#### Source excerpt

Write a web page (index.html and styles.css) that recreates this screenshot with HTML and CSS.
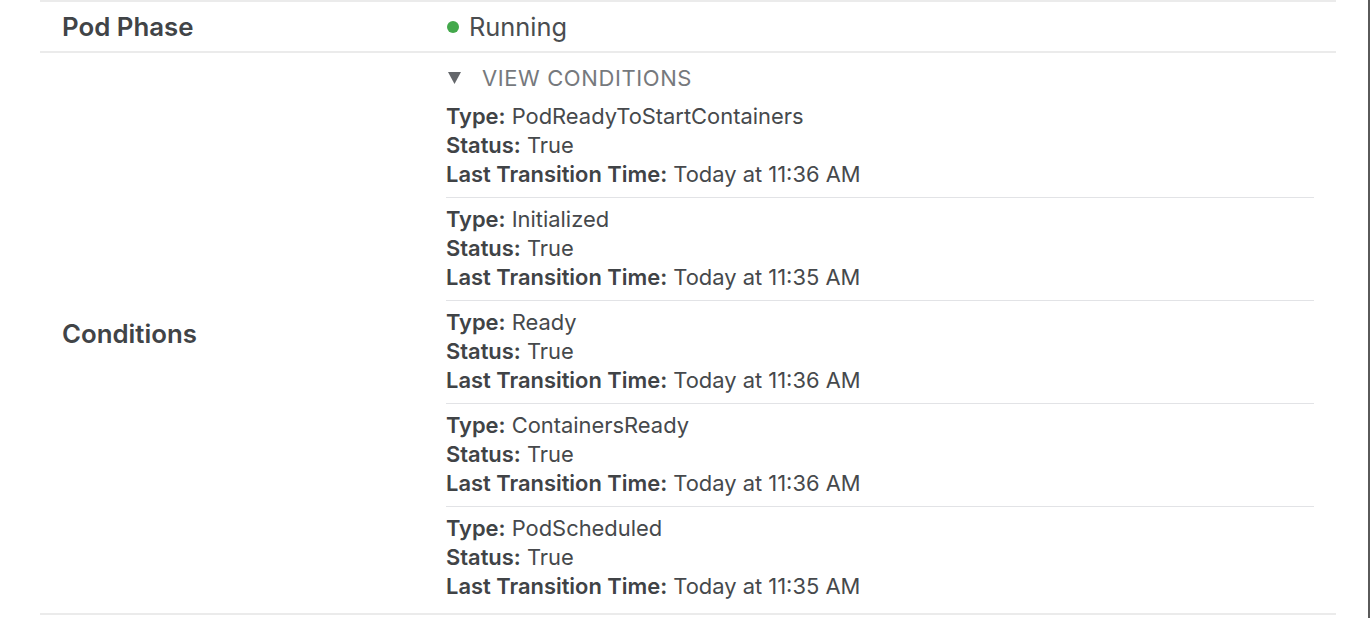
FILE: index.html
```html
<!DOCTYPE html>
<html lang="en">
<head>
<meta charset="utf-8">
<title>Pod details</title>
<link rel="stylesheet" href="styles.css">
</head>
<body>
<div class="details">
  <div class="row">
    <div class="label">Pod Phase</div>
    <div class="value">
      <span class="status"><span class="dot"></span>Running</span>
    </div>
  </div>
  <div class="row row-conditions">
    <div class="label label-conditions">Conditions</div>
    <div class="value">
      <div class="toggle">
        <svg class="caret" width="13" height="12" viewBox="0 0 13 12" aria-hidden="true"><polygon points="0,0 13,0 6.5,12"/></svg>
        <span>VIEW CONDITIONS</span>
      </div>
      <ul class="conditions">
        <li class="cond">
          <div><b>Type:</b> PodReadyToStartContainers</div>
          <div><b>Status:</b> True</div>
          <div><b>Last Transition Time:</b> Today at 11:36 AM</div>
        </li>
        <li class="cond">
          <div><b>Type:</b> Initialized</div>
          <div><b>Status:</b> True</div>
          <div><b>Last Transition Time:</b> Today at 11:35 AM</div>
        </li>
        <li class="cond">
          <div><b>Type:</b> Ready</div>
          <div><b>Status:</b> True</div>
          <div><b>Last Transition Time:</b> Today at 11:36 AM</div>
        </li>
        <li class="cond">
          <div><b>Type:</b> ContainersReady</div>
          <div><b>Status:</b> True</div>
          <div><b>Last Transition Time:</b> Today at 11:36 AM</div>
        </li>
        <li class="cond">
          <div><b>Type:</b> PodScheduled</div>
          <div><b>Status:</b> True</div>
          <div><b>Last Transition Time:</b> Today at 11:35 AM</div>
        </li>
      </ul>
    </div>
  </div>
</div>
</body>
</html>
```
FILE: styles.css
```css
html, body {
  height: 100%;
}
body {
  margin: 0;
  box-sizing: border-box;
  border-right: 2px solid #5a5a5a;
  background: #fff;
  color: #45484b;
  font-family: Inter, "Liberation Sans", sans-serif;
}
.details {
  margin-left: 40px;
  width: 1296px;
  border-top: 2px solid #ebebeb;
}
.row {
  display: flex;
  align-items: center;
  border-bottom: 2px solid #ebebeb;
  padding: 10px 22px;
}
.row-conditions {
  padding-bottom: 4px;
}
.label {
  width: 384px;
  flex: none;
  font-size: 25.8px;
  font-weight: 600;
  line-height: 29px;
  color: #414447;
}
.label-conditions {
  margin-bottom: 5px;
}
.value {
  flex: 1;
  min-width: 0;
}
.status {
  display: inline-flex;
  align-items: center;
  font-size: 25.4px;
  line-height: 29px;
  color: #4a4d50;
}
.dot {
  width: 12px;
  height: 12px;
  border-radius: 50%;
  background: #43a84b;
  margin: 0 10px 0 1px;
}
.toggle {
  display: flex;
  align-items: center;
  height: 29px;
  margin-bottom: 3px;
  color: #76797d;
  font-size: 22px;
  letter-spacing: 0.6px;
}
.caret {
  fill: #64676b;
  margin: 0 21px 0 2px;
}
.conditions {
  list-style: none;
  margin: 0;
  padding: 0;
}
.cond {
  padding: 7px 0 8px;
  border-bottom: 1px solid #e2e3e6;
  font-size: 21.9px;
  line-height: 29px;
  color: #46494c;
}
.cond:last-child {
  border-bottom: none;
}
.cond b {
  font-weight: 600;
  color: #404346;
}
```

########

• What is required
Pick out and copy the lines of the material that include the word "index".

• Solved problem
Write a web page (index.html and styles.css) that recreates this screenshot with HTML and CSS.
FILE: index.html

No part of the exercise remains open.